# Advice on travel trailers



## aero

Sometime before the end of the year i'm going to buy a late model travel trailer.What are some of the better brands and what should i look for?




thanks.


----------



## sotxks

I have been happy with my Keystone. They have a big selection to choose from.


Sent from my iPhone using Tapatalk


----------



## Txredfish

About 8 years ago, I had a Sunnybrook. I really like it and very few problems. But now they are owned by Winnabago. But I hear they are still good. Jayco makes a good one. About 80% are made by Forest River or Keystone.


----------



## Oceola

aero said:


> Sometime before the end of the year i'm going to buy a late model travel trailer.What are some of the better brands and what should i look for?
> 
> thanks.


 We need more info...

Are you looking for a "bumper pull" or "5th wheeler"?

Small one or two person trailer or larger family trailer, etc, etc.


----------



## H2

We have a 2007 Casita bumper pull and a 2013 Wildcat Sterling edition fifth wheel , both have been trouble free but serve a completely different purposes.


----------



## aero

*trailer advice*

selling my house and going to live in it for a while.28-30+ feet long,bumper pull.
i have a super duty ford f250 with a 7.3 diesel with a banks kit in it so it won't be a problem pulling it
it will be just me living in it.


----------



## Hueyfisher

I love my Jayco, it is 31 ft long, it is a 2007 314 BHDS model, it is the Eagle which is their best bumper pull. Jayco Designer series is best 5th wheel Jayco makes. If in doubt, Jayco is always a good one to turn too. But with all things, make sure you either get one from a highly experienced RV'r or from a place like PPL to stand behind the product..

Cardinal
Open Range
Mobil Suites
Cedar Creek
Jayco

are a few decent brands, but you still have to be careful buying used!!!

Some observations of mine if you plan to live in a Bumper Pull TT. 

1) a slide in the bedroom is a must, we do not have one and you basically have to get in and out of the bed from the doorway...
2) we bought the bunk model thinking the kids needed their space. In reality I wish I would have purchased the rear living with at least one slide. not sure if they make a Bumper Pull with dual slides for the living area, but that design gets you 14ft of width which is like a small cabin...
3) not sure how long you intend to live in it, but I HIGHLY suggest you consider a 5th wheel 50amp, dual ac model as I have described, and buy yourself a slider hitch. I have the same truck as you with a shortbed.
4) Washer Dryer? Else you will be going to a laundry mat 4x a week..

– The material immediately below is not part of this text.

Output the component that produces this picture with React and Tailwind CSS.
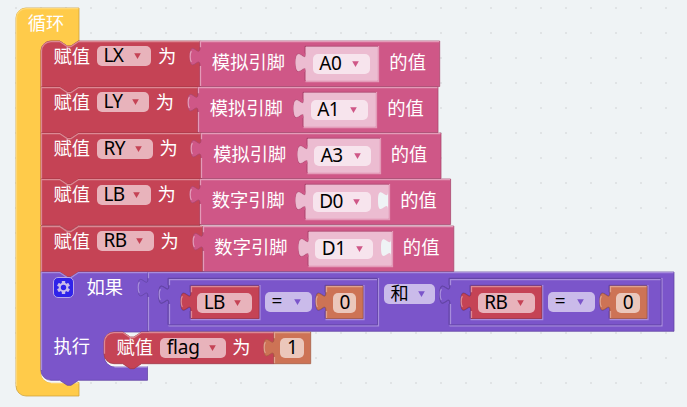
import React from "react";

const RED = { fill: "#c54355", light: "#dc8893", dark: "#9e3644" };
const PINK = { fill: "#cf5787", light: "#e39bb8", dark: "#a6466c" };
const PALE = { fill: "#ecbcd1", light: "#ecbcd1", dark: "#ecbcd1" };
const PURPLE = { fill: "#7b55ca", light: "#a78ddc", dark: "#6244a2" };
const ORANGE = { fill: "#cd7355", light: "#dfa28e", dark: "#a45c44" };
const YELLOW = { fill: "#ffcb4a", light: "#ffd875", dark: "#cca23b" };

const NOTCH = "l 7.5 5 h 3.75 l 7.5 -5";
const NOTCH_BACK = "l -7.5 5 h -3.75 l -7.5 -5";
const TAB = "V 25 c 0 -12.5 -10 10 -10 -9.375 s 10 3.125 10 -9.375";
const TAB_DOWN = "M 0 6.25 c 0 12.5 -10 -10 -10 9.375 s 10 -3.125 10 9.375";

function Shape({ outline, light, tone, hole, w, h }) {
  return (
    <svg className="pointer-events-none absolute left-0 top-0 overflow-visible" width={w} height={h} fill="none">
      {hole && (
        <>
          <path d={`M ${w + 1} -1 V ${h + 1} H -0.5`} stroke={hole.light} strokeWidth="1.25" />
          <path d={`M -1 ${h} V 25 M -1 6.25 V -0.7 H ${w}`} stroke={hole.dark} strokeWidth="1" />
          <path d={TAB_DOWN} stroke={hole.dark} strokeWidth="1.6" />
        </>
      )}
      <path d={outline} fill={tone.fill} stroke={tone.dark} strokeWidth="1" strokeOpacity="0.75" />
      <path d={light} stroke={tone.light} strokeWidth="1.25" />
    </svg>
  );
}

function Value({ w, h, tone, hole, className = "", children }) {
  return (
    <div className={`relative flex shrink-0 items-start ${className}`} style={{ width: w, height: h }}>
      <Shape
        w={w}
        h={h}
        tone={tone}
        hole={hole}
        outline={`M 0 0 H ${w} V ${h} H 0 ${TAB} Z`}
        light={`M ${w - 0.5} 0.5 H 0.5 V 6.25 M 0.5 25 V ${h - 0.5} M -8.6 21 C -10.2 19 -10.2 12 -8.6 10`}
      />
      {children}
    </div>
  );
}

function Statement({ w, h, first, last, tone = RED, className = "", children }) {
  const top = first ? "M 0 10 a 10 10 0 0 1 10 -10 H 18.75" : "M 0 0 H 18.75";
  const bottom = last ? `H 10 a 10 10 0 0 1 -10 -10 Z` : "H 0 Z";
  return (
    <div className={`relative flex shrink-0 items-start ${className}`} style={{ width: w, height: h }}>
      <Shape
        w={w}
        h={h}
        tone={tone}
        outline={`${top} ${NOTCH} H ${w} V ${h} H 37.5 ${NOTCH_BACK} ${bottom}`}
        light={
          first
            ? `M 0.5 ${h - (last ? 10 : 0)} V 10 a 9.5 9.5 0 0 1 9.5 -9.5 H 18.75 ${NOTCH} H ${w}`
            : `M 0.5 ${h} V 0.5 H 18.75 ${NOTCH} H ${w}`
        }
      />
      {children}
    </div>
  );
}

function Label({ className = "", children }) {
  return (
    <span className={`relative block shrink-0 whitespace-nowrap text-[18.3px] leading-[20px] text-white ${className}`}>
      {children}
    </span>
  );
}

function Field({ w, arrow, className = "", cjk, children }) {
  return (
    <span
      className={`relative flex h-5 shrink-0 items-center whitespace-nowrap rounded-[5px] bg-white/60 leading-[20px] text-black ${cjk ? "text-[18.3px]" : "text-[19px] tracking-[-0.6px]"} ${arrow ? "justify-between pl-[6.5px] pr-[10.5px]" : "justify-center"} ${className}`}
      style={{ width: w }}
    >
      <span className="-mt-[2px] block">{children}</span>
      {arrow && (
        <svg width="7" height="6" className="block shrink-0">
          <path d="M 0.2 0.2 H 6.8 L 3.5 6 Z" fill={arrow} />
        </svg>
      )}
    </span>
  );
}

function PinRead({ digital, pin, w, fieldW, gap }) {
  return (
    <Value w={w} h={45.5} tone={PINK}>
      <Label className="ml-[11.7px] mt-[11px] w-[94.5px]">{digital ? "数字引脚" : "模拟引脚"}</Label>
      <Value w={digital ? 82.5 : 71.5} h={33.5} tone={PALE} hole={PINK} className="mt-[6px]">
        <Field w={fieldW} arrow={PINK.fill} className="ml-[6.5px] mt-[7px]">{pin}</Field>
        {digital && (
          <svg className="relative ml-[6.5px] mt-[5px] block overflow-visible" width="11" height="22">
            <path d="M 11 1.25 c 0 12.5 -10 -10 -10 9.375 s 10 -3.125 10 9.375 Z" fill="#eff3f5" />
          </svg>
        )}
      </Value>
      <Label className={`mt-[11px] ${gap}`}>的值</Label>
    </Value>
  );
}

const ROWS = [
  { name: "LX", left: 159.2, nameW: 54.5, pin: "A0", w: 239.7, fieldW: 57 },
  { name: "LY", left: 157, nameW: 52.2, pin: "A1", w: 240, fieldW: 57 },
  { name: "RY", left: 160.5, nameW: 56, pin: "A3", w: 240, fieldW: 57 },
  { name: "LB", left: 159, nameW: 54, pin: "D0", w: 250.6, fieldW: 58, digital: true },
  { name: "RB", left: 161.7, nameW: 57, pin: "D1", w: 250.8, fieldW: 58, digital: true },
];

function AssignRow({ row, first }) {
  return (
    <div className="flex h-[46.25px]">
      <Statement w={row.left} h={46.25} first={first}>
        <Label className="ml-[12.4px] mt-[5px] w-[43.6px]">赋值</Label>
        <Field w={row.nameW} arrow={RED.fill} className="mt-[5.5px]">{row.name}</Field>
        <Label className="ml-[6.5px] mt-[5px]">为</Label>
      </Statement>
      <PinRead {...row} gap="ml-[11.5px]" />
    </div>
  );
}

function Gear() {
  return (
    <span className="relative ml-[12.5px] mt-[5.5px] flex h-[21px] w-[21px] shrink-0 items-center justify-center rounded-[5px] border border-[#b9a7e8] bg-[#2f23ea]">
      <svg width="15" height="15" viewBox="-7.5 -7.5 15 15" className="shrink-0">
        <g fill="#c9bcea">
          {[0, 60, 120].map((a) => (
            <rect key={a} x="-1.7" y="-6.5" width="3.4" height="13" rx="0.5" transform={`rotate(${a})`} />
          ))}
          <circle r="4.7" />
        </g>
        <circle r="2.7" fill="#2f23ea" />
      </svg>
    </span>
  );
}

function Compare({ w, name, redW, nameW, className }) {
  return (
    <Value w={w} h={45.8} tone={PURPLE} hole={PURPLE} className={`mt-[7.5px] ${className}`}>
      <Value w={redW} h={32.5} tone={RED} hole={PURPLE} className="ml-[21.2px] mt-[7.2px]">
        <Field w={nameW} arrow={RED.fill} className="ml-[6.5px] mt-[6.5px]">{name}</Field>
      </Value>
      <Field w={46.7} arrow={PURPLE.fill} className="ml-[6.3px] mt-[12.3px]">=</Field>
      <Value w={37} h={32.5} tone={ORANGE} hole={PURPLE} className="ml-[14.8px] mt-[7.2px]">
        <Field w={23.5} className="ml-[6.5px] mt-[6.5px]">0</Field>
      </Value>
    </Value>
  );
}

function IfBlock() {
  const outline = `M 0 0 H 18.75 ${NOTCH} H 107 V 60 H 73.5 a 10 10 0 0 0 -10 10 V 84.5 a 10 10 0 0 0 10 10 H 106.5 V 108.3 H 37.5 ${NOTCH_BACK} H 10 a 10 10 0 0 1 -10 -10 Z`;
  const light = `M 0.5 98 V 0.5 H 18.75 ${NOTCH} H 107 M 73.5 95.2 H 106.5`;
  return (
    <div className="relative h-[108.3px]">
      <svg className="pointer-events-none absolute left-0 top-0 overflow-visible" width="107" height="108">
        <path d="M 0 96 V 100.8 a 10 10 0 0 0 10 10 H 37 L 30 108 H 12 Z" fill="#f7f9fa" />
      </svg>
      <Shape w={107} h={108.3} tone={PURPLE} outline={outline} light={light} />
      <svg className="pointer-events-none absolute left-0 top-0 overflow-visible" width="107" height="108">
        <path d="M 63.7 80 V 84.5 a 10 10 0 0 0 10 10 H 106.5 V 90 H 72 Z" fill="#f7f9fa" />
      </svg>
      <div className="flex h-[59.8px] items-start">
        <Gear />
        <Label className="ml-[12px] mt-[5px] w-[61.8px]">如果</Label>
        <Value w={526} h={59.3} tone={PURPLE}>
          <Compare w={208.5} name="LB" redW={68} nameW={54.5} className="ml-[21.2px]" />
          <Field cjk w={51.5} arrow={PURPLE.fill} className="ml-[6px] mt-[12px]">和</Field>
          <Compare w={211} name="RB" redW={70.7} nameW={57} className="ml-[14.6px]" />
        </Value>
      </div>
      <div className="flex items-start">
        <Label className="ml-[12.5px] mt-[4px] w-[51px]">执行</Label>
        <Statement w={170} h={31.7} first last>
          <Label className="ml-[12px] mt-[5px] w-[43.7px]">赋值</Label>
          <Field w={66} arrow={RED.fill} className="mt-[6.2px]"><span className="tracking-[-0.2px]">flag</span></Field>
          <Label className="ml-[6px] mt-[5px]">为</Label>
        </Statement>
        <Value w={36.7} h={31.7} tone={ORANGE}>
          <Field w={23.5} className="ml-[6px] mt-[6.2px]">1</Field>
        </Value>
      </div>
    </div>
  );
}

function LoopBlock() {
  const outline = `M 0 10 a 10 10 0 0 1 10 -10 H 63 V 33 H 62.5 ${NOTCH_BACK} H 35 a 10 10 0 0 0 -10 10 V 364.5 a 10 10 0 0 0 10 10 H 63 V 388 H 10 a 10 10 0 0 1 -10 -10 Z`;
  const light = "M 0.5 378 V 10 a 9.5 9.5 0 0 1 9.5 -9.5 H 62.5 M 35 375.1 H 62.5";
  return (
    <div className="relative h-[388px] w-[663px]">
      <Shape w={63} h={388} tone={YELLOW} outline={outline} light={light} />
      <div className="h-[32.5px] pl-[12px] pt-[4.5px]">
        <Label>循环</Label>
      </div>
      <div className="flex flex-col pl-[25.2px]">
        {ROWS.map((row, i) => (
          <AssignRow key={row.name} row={row} first={i === 0} />
        ))}
        <IfBlock />
      </div>
    </div>
  );
}

export default function App() {
  return (
    <main className="relative h-[407px] w-[687px] overflow-hidden bg-[#eff3f5] pl-[15.8px] pt-[8px] font-['Noto_Sans','Noto_Sans_CJK_SC',sans-serif]">
      <svg className="absolute inset-0" width="687" height="407">
        <defs>
          <pattern id="grid" width="25" height="25" patternUnits="userSpaceOnUse">
            <rect x="15" y="7" width="2" height="2" fill="#e0e3e5" />
          </pattern>
        </defs>
        <rect width="687" height="407" fill="url(#grid)" />
      </svg>
      <LoopBlock />
    </main>
  );
}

We use ours at the deer lease and at our place at the coast, 4 days is about all we can handle at a time so far, and then I start wishing I had installed a slider hitch and bought a 5th wheel...
If you spend time looking at Rv forums, everyone will tell you that if you have the truck to pull a 5th wheel, get a 5th wheel..

PPL had a couple of Open Range Roamers around $25K that have all the things I mentioned and are newer like a 2012...

If you need anything else, glad to help point you to good resources for more information, just PM me...I researched to death last year and purchased the Jayco, it has been able to withstand my two young boys and has been great other than specific things I mentioned, not the RV's fault!!!


----------



## cva34

I had 3 Latest is Mobil Scout made by sunny brook ..Its 2000. 27f with slide.Lived in about 4 Y.Been great no problems except Same old one with all Rubber Roof Trailers I owned They all develop Leaks that are hard to find and truly fix, afterabout 10y outside..And you either patch patch or replace roof is about 5K and most are sloppy jobs..So if I would ever buy again it would be the rounder roof type (aluminum/fiberglass)Like Airstream/Casita..I gota couple friends with old 60 model Air streams and never a leak ...


----------



## SARDOG

*got one for you*

http://houston.craigslist.org/rvs/4974821105.html


----------



## sea hunt 202

Rockwood are very nice by Forrest River but a little pricey


----------



## mas360

cva34 said:


> I had 3 Latest is Mobil Scout made by sunny brook ..Its 2000. 27f with slide.Lived in about 4 Y.Been great no problems except *Same old one with all Rubber Roof Trailers I owned They all develop Leaks that are hard to find and truly fix, afterabout 10y outside.*.And you either patch patch or replace roof is about 5K and most are sloppy jobs..So if I would ever buy again it would be the rounder roof type (aluminum/fiberglass)Like Airstream/Casita..I gota couple friends with old 60 model Air streams and never a leak ...


Very true.

I don't know why the el cheapo popup tent trailers have aluminum roof, which never leaks but yet the vast majority of much more expensive camper trailers have the funky rubber roof.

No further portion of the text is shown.